The action sequences aren’t anything to write home about either; it’s bog standard dullness, with none of the excitement either of her parents bring to a battle. The less said of her “psychic claws” (huh?), the better; the claws are only supposed to affect the mind, and although they leave no trace on clothes or the landscape, they have no trouble affecting humans, mindless creatures (but I repeat myself), demons, or robots. It smacks of the ‘90s X-Men cartoon, where Wolverine had to wait to fight robots to cut loose because the audience would be too traumatized if he used his claws on living villains. Rina similarly slashes with no consequences.

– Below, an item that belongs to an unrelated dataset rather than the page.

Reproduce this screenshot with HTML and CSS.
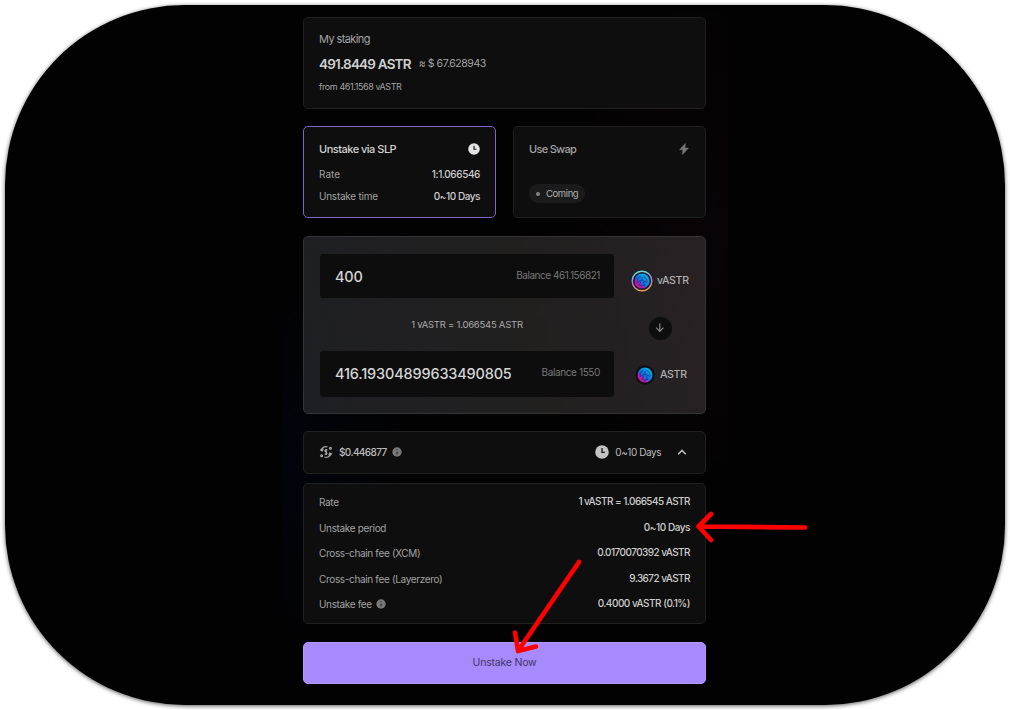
FILE: index.html
```
<!DOCTYPE html>
<html lang="en">
<head>
<meta charset="utf-8">
<title>Unstake ASTR</title>
<link rel="stylesheet" href="styles.css">
</head>
<body>
<svg class="defs" width="0" height="0">
  <defs>
    <linearGradient id="coin" x1="0.1" y1="0.9" x2="0.85" y2="0.1">
      <stop offset="0" stop-color="#ed0598"/><stop offset="0.28" stop-color="#a421b8"/><stop offset="0.45" stop-color="#0a72e4"/><stop offset="1" stop-color="#00bce6"/>
    </linearGradient>
    <linearGradient id="ring" x1="0.35" y1="0" x2="0.6" y2="1">
      <stop offset="0" stop-color="#69e5df"/><stop offset="0.5" stop-color="#b07ae0"/><stop offset="1" stop-color="#e7a34c"/>
    </linearGradient>
    <symbol id="astar" viewBox="-8 -8 16 16">
      <circle r="7.5" fill="url(#coin)"/>
      <g fill="none" stroke="#163080" stroke-width=".8" stroke-linecap="round">
        <path d="M-4.8 1.6A5 5 0 0 1-1.8-4.7M1.8-4.7A5 5 0 0 1 4.8 1.6M3 4.2A5.2 5.2 0 0 1-3 4.2"/>
        <path d="M0-3.5V-.8M0-.8L-3.6 .8M0-.8L3.6 .8M-1.6 1.6L-2.4 3.4M1.6 1.6L2.4 3.4"/>
      </g>
    </symbol>
    <symbol id="clock" viewBox="0 0 14 14">
      <circle cx="7" cy="7" r="6.8" fill="currentColor"/>
      <path d="M7 3.1V7.3H9.8" fill="none" stroke="#111" stroke-width="1.3"/>
    </symbol>
    <symbol id="info" viewBox="0 0 10 10">
      <circle cx="5" cy="5" r="4.7" fill="#777"/>
      <path d="M5 4.4V7.5M5 2.3V3.3" stroke="#303030" stroke-width="1.1"/>
    </symbol>
  </defs>
</svg>
<div class="frame">
  <main class="column">
    <section class="card staking">
      <div class="staking-title">My staking</div>
      <div class="staking-amount"><span class="amount">491.8449 ASTR</span><span class="usd">≈ $ 67.628943</span></div>
      <div class="staking-from">from 461.1568 vASTR</div>
    </section>

    <div class="modes">
      <section class="card mode mode-active">
        <div class="mode-head"><span class="mode-name">Unstake via SLP</span><svg class="mode-clock"><use href="#clock"/></svg></div>
        <div class="mode-row rate"><span>Rate</span><span class="v v-ratio">1:1.066546</span></div>
        <div class="mode-row"><span class="k-time">Unstake time</span><span class="v v-days">0~10 Days</span></div>
      </section>
      <section class="card mode">
        <div class="mode-head"><span class="mode-swap">Use Swap</span><svg class="bolt" viewBox="0 0 10 12"><path d="M6.3.6L.6 6.8H3.9L3.5 11.4L9.4 5.1H6Z" fill="#777" stroke="#777" stroke-width=".6" stroke-linejoin="round"/></svg></div>
        <div class="coming"><i class="dot"></i><span>Coming</span></div>
      </section>
    </div>

    <section class="swap">
      <div class="fields">
        <div class="field"><input class="value" value="400" aria-label="vASTR amount"><span class="balance">Balance 461.156821</span></div>
        <div class="rate-line"><span>1 vASTR = 1.066545 ASTR</span></div>
        <div class="field field-out"><input class="value" value="416.193048996334908052" readonly aria-label="ASTR amount"><span class="balance balance-out">Balance 1550</span></div>
      </div>
      <div class="tokens">
        <div class="token token-in">
          <svg class="coin-in" viewBox="-11 -11 22 22"><circle r="9.8" fill="#16182a" stroke="url(#ring)" stroke-width="1.4"/><use href="#astar" x="-8" y="-8" width="16" height="16"/></svg>
          <span>vASTR</span>
        </div>
        <svg class="arrow-down" viewBox="0 0 23 23"><circle cx="11.5" cy="11.5" r="11.5" fill="#0e0e0e"/><path d="M10.8 6.5V14.3M7.2 10.7L10.8 14.3L14.4 10.7" fill="none" stroke="#888" stroke-width="1.2"/></svg>
        <div class="token token-out">
          <svg class="coin-out" viewBox="-10 -10 20 20"><circle r="9.7" fill="#0d0c0f"/><use href="#astar" x="-8" y="-8" width="16" height="16"/></svg>
          <span>ASTR</span>
        </div>
      </div>
    </section>

    <section class="card summary">
      <svg class="gas" viewBox="0 0 14 14" fill="none" stroke="#aaa" stroke-width="1.2"><path d="M2 5.5A5 5 0 0 1 8.5 2M4.3 3.8L3.2 5.9L1 4.8M12 8.5A5 5 0 0 1 5.5 12M9.7 10.2L10.8 8.1L13 9.2M8.4 4.8C6.4 4.2 5.3 5.8 6.6 6.7C8.8 7.5 8 9.9 5.7 9M7.2 4V10"/><circle cx="11.4" cy="3.2" r=".9"/><circle cx="2.6" cy="10.8" r=".9"/></svg>
      <span class="gas-cost">$0.446877</span>
      <svg class="info"><use href="#info"/></svg>
      <svg class="sum-clock"><use href="#clock"/></svg>
      <span class="v-days sum-days">0~10 Days</span>
      <svg class="chevron" viewBox="0 0 10 8"><path d="M1.2 6.3L5 2.4L8.8 6.3" fill="none" stroke="#bbb" stroke-width="1.6"/></svg>
    </section>

    <section class="card details">
      <div class="row"><span class="k">Rate</span><span class="v v-amt">1 vASTR = 1.066545 ASTR</span></div>
      <div class="row"><span class="k">Unstake period</span><span class="v v-days">0~10 Days</span></div>
      <div class="row"><span class="k">Cross-chain fee (XCM)</span><span class="v v-amt">0.0170070392 vASTR</span></div>
      <div class="row"><span class="k">Cross-chain fee (Layerzero)</span><span class="v v-amt">9.3672 vASTR</span></div>
      <div class="row"><span class="k fee">Unstake fee<svg class="info"><use href="#info"/></svg></span><span class="v v-fee">0.4000 vASTR (0.1%)</span></div>
    </section>

    <button class="submit" type="button"><span>Unstake Now</span></button>
  </main>
</div>
<svg class="marks" viewBox="0 0 1010 710" fill="none" stroke="#fe0000" stroke-width="4.6" stroke-linecap="round" stroke-linejoin="round">
  <path d="M805 527.5L698.5 526.5M711 514L698.5 526.5L711 540"/>
  <path d="M579 562L518 651M515 632.5L518 651L536 646.5"/>
</svg>
</body>
</html>
```
FILE: styles.css
```
* { box-sizing: border-box; }
body { margin: 0; width: 1010px; height: 710px; overflow: hidden; background: #fff; padding: 5px; font-family: Inter, "Noto Sans", sans-serif; font-size: 10px; line-height: 14px; color: #a3a3a3; white-space: nowrap; }
svg { display: block; flex: none; }
.defs { position: absolute; }
.frame { width: 1000px; height: 700px; border-radius: 180px; padding: 12px 0 0 298px; box-shadow: 0 1px 4px rgba(0,0,0,.65); background: radial-gradient(ellipse 150px 290px at 410px 235px, #090306, transparent) 278px 0 / 445px 100% no-repeat, radial-gradient(ellipse 120px 190px at 10px 460px, #01040c, transparent) 278px 0 / 445px 100% no-repeat, #020202; }
.column { width: 403px; }
.card { background: #0e0e0e; border: 1px solid #202020; border-radius: 5px; }

.staking { height: 92px; padding: 14px 15px; }
.staking-title { font-size: 11px; letter-spacing: -.6px; }
.staking-amount { display: flex; align-items: center; gap: 8px; margin-top: 9px; height: 18px; }
.amount { font-size: 13.5px; font-weight: 600; color: #d0d0d0; letter-spacing: -.8px; }
.usd { font-size: 10.5px; letter-spacing: -.43px; }
.staking-from { margin-top: 7px; font-size: 9px; letter-spacing: -.4px; }

.modes { display: grid; grid-template-columns: 193px 193px; gap: 17px; margin-top: 17px; }
.mode { height: 92px; padding: 15px; }
.mode-active { border-color: #7f66c4; }
.mode-head, .mode-row { display: flex; justify-content: space-between; align-items: center; }
.mode-head { height: 14px; font-size: 11px; }
.mode-name { color: #d2d2d2; font-weight: 500; letter-spacing: -.5px; }
.mode-swap { letter-spacing: -.7px; font-weight: 500; }
.mode-clock { width: 12px; height: 12px; color: #e4e4e4; }
.bolt { width: 10px; height: 12px; margin-right: 1px; }
.rate { margin: 11px 0 8px; }
.k-time { letter-spacing: -.25px; }
.v { color: #cdcdcd; font-weight: 500; }
.v-ratio { letter-spacing: -.4px; }
.v-days { letter-spacing: -.45px; }
.v-amt { letter-spacing: -.56px; }
.v-fee { letter-spacing: -.5px; }
.coming { display: flex; align-items: center; gap: 6px; width: 56px; height: 19px; margin-top: 28px; padding-left: 7px; border-radius: 10px; background: #1b1b1b; color: #b0b0b0; font-size: 9.5px; letter-spacing: -.4px; }
.dot { width: 4px; height: 4px; border-radius: 50%; background: #858585; }

.swap { display: flex; height: 178px; margin-top: 18px; padding: 17px 0 17px 16px; border: 1px solid #343335; border-radius: 5px; background: linear-gradient(77deg, #1e1f24 0%, #202022 30%, #21201f 55%, #252022 80%, #272123 100%); }
.fields { flex: none; width: 294px; }
.field { display: flex; justify-content: space-between; height: 44px; padding: 15px 14px 0 15px; border-radius: 3px; background: #0d0d0d; }
.field-out { height: 46px; }
.value { width: 176px; height: 16px; padding: 0; border: 0; outline: 0; background: none; font: 500 14.5px/16px Inter, sans-serif; letter-spacing: -.17px; color: #d4d4d4; }
.balance { line-height: 12px; color: #777; letter-spacing: -.45px; }
.balance-out { letter-spacing: -.38px; }
.rate-line { height: 53px; padding-top: 20px; text-align: center; color: #ababab; font-size: 9.5px; letter-spacing: -.24px; }
.tokens { flex: 1; color: #b1aeaf; font-weight: 500; font-size: 10.5px; }
.token { display: flex; align-items: center; letter-spacing: -.3px; }
.token-in { height: 22px; margin: 16px 0 0 17px; gap: 4px; }
.coin-in { width: 22px; height: 22px; }
.arrow-down { width: 23px; height: 23px; margin: 25px 0 0 35px; }
.token-out { height: 20px; margin: 25px 0 0 21px; gap: 5px; }
.coin-out { width: 20px; height: 20px; }

.summary { display: flex; align-items: center; height: 43px; margin-top: 17px; padding: 0 18px 1px 15px; color: #bdbdbd; }
.gas { width: 14px; height: 14px; margin-right: 6px; }
.gas-cost { margin-right: 5px; letter-spacing: -.6px; font-weight: 500; }
.info { width: 10px; height: 10px; }
.sum-clock { width: 14px; height: 14px; margin-left: auto; margin-right: 6px; color: #c3c3c3; }
.sum-days { margin-right: 16px; }
.chevron { width: 10px; height: 8px; }

.details { display: flex; flex-direction: column; gap: 11.5px; height: 141px; margin-top: 9px; padding: 10px 15px 0; }
.row { display: flex; justify-content: space-between; height: 14px; }
.k { padding-top: 1px; letter-spacing: -.34px; }
.fee { display: flex; align-items: center; gap: 4px; }
.submit { display: flex; justify-content: center; width: 403px; height: 42px; margin-top: 17.5px; padding: 13px 0; border: 1px solid #b49af8; border-radius: 5px; background: #a88aff; font: 10.5px/14px Inter, sans-serif; letter-spacing: -.2px; color: #41365f; }
.marks { position: absolute; left: 0; top: 0; width: 1010px; height: 710px; pointer-events: none; }
```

That isn’t her greatest problem, though: she’s simply not original. Her costume is too entirely close to her father’s to be an homage. Her villains are borrowed from her parents — Wolverine, mainly — and the only original villains she fights are a kidnapper with an armored suit and roller skates and a robot that seems borrowed from the Silver Age Fantastic Four. I half expected Reed Richards to pop out of the ether on Doom’s Time Platform and ask Wild Thing to stop poaching their villains.

The costume is Ron Lim’s problem. The penciler turns in a workmanlike performance that seems to come alive only when Wolverine was on the page. Given that the X-Men were still big in ’99, perhaps he was auditioning for a Wolverine or X-Men gig. Still, the art tells the story, even if it’s not desperately interesting.

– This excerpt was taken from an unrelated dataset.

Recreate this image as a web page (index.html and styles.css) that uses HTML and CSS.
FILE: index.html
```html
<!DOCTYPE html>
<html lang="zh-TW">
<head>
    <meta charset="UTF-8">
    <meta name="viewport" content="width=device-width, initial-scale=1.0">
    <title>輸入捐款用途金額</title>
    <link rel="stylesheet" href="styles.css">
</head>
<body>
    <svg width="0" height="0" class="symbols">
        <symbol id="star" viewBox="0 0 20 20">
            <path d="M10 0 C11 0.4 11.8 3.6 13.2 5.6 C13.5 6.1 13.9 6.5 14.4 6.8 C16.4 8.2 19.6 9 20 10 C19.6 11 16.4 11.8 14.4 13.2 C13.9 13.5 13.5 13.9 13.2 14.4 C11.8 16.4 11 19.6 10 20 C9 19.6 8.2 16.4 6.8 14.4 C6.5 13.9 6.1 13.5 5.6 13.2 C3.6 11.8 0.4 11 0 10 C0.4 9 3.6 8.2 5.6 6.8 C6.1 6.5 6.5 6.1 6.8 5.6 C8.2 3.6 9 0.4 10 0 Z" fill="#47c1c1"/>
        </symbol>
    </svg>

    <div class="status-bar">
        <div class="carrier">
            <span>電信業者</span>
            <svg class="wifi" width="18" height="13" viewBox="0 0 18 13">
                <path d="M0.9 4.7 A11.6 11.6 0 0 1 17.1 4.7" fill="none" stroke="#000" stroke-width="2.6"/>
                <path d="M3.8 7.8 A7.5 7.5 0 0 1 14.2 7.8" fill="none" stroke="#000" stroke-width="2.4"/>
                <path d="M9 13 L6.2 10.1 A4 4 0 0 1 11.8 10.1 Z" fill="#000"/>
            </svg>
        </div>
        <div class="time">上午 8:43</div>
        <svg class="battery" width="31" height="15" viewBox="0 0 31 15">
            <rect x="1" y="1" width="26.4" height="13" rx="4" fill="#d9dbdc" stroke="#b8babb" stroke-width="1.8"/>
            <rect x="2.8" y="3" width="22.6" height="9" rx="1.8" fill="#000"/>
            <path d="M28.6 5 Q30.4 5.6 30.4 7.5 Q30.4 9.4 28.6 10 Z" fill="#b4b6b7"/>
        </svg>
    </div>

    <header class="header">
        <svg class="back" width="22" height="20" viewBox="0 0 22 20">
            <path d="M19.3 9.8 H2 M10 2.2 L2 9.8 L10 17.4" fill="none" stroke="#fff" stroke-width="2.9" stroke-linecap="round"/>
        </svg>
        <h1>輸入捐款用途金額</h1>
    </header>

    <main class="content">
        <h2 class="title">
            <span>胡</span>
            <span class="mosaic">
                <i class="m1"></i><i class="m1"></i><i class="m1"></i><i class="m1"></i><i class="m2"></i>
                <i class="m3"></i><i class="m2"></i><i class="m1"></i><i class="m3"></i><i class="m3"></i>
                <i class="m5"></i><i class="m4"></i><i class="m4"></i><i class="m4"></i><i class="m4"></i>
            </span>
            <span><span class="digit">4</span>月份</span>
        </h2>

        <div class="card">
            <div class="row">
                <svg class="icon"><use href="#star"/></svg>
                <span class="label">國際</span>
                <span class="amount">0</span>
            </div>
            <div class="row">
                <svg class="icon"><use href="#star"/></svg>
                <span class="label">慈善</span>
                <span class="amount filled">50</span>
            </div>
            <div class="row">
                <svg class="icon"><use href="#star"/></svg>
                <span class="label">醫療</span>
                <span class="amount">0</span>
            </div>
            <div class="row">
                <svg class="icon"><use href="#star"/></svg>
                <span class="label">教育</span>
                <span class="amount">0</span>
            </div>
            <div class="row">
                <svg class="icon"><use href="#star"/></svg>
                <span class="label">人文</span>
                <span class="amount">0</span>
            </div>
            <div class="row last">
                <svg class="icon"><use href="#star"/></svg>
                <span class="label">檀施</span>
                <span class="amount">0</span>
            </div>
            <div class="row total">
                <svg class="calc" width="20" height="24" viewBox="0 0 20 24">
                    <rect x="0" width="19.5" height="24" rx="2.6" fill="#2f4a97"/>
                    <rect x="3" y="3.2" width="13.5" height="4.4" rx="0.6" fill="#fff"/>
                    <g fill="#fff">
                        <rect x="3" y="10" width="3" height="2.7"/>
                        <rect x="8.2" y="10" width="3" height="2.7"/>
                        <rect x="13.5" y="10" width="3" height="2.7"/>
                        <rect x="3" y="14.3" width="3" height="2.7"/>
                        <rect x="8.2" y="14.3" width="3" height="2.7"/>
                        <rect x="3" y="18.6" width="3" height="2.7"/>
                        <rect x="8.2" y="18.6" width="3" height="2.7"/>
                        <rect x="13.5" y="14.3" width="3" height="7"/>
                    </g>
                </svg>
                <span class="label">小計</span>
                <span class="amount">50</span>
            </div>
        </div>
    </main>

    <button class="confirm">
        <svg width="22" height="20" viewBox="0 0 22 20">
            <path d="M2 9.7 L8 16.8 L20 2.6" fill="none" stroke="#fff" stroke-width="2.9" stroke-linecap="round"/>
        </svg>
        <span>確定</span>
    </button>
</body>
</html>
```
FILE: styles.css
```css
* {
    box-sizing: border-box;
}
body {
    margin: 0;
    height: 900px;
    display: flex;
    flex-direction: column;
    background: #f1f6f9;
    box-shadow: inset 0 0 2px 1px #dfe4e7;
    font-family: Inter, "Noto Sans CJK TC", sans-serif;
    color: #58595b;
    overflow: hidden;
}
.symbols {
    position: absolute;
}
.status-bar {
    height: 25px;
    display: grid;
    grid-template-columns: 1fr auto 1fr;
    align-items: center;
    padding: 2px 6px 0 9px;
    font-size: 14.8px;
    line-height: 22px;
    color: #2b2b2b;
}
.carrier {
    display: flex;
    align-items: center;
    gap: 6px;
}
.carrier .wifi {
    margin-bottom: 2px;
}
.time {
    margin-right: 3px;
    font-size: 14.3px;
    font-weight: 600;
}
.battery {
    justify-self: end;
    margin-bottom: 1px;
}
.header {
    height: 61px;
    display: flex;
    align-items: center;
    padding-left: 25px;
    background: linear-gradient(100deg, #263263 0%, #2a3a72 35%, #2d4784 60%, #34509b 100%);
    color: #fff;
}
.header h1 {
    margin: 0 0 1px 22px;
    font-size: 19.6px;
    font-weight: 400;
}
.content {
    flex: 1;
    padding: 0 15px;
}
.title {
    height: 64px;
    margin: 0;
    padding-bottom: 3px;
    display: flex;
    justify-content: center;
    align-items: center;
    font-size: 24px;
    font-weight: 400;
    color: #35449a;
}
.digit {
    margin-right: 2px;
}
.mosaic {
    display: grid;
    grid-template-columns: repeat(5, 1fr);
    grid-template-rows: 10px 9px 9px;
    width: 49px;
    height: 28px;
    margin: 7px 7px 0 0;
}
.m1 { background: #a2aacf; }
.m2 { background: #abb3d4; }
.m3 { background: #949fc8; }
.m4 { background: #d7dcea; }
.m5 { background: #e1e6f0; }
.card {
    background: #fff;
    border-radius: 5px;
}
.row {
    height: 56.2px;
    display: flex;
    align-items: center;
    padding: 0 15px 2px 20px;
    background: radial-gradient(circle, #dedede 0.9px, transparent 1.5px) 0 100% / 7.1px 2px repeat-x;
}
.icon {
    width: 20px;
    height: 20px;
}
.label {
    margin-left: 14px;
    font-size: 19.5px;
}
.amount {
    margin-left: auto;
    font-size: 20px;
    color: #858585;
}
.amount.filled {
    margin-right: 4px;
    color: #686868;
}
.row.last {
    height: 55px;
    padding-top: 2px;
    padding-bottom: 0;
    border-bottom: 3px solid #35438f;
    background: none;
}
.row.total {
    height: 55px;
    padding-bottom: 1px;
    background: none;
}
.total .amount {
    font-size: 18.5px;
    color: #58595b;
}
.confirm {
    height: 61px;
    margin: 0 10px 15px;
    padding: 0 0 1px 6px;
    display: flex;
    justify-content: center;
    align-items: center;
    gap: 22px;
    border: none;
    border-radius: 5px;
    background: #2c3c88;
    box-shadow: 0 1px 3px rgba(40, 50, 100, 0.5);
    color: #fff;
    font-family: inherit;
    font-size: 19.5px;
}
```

Wild Thing #2-5 each carries a J2 (son of Juggernaut) backup written by Tom DeFalco with Lim on pencils. These are forgettable; the J2 series didn’t interest me, and the backups are smaller while retaining the same lack of interest. If you desperately needed to know what happened to J2 — his reunion with his father, the original Juggernaut, for instance — here it is. For the rest of the populace, there’s only one story that particularly works, with Juggie Jr. dwelling on unrequited love without realizing someone’s interest in him.

I can’t even say Crash Course has missed opportunities. It’s just dull. There may be potential in the character, but I don’t care. This is just one of the steps on Hama’s painful descent from an excellent writer toward Howard Mackie-dom, and Ron Lim being merely professional isn’t going to save it.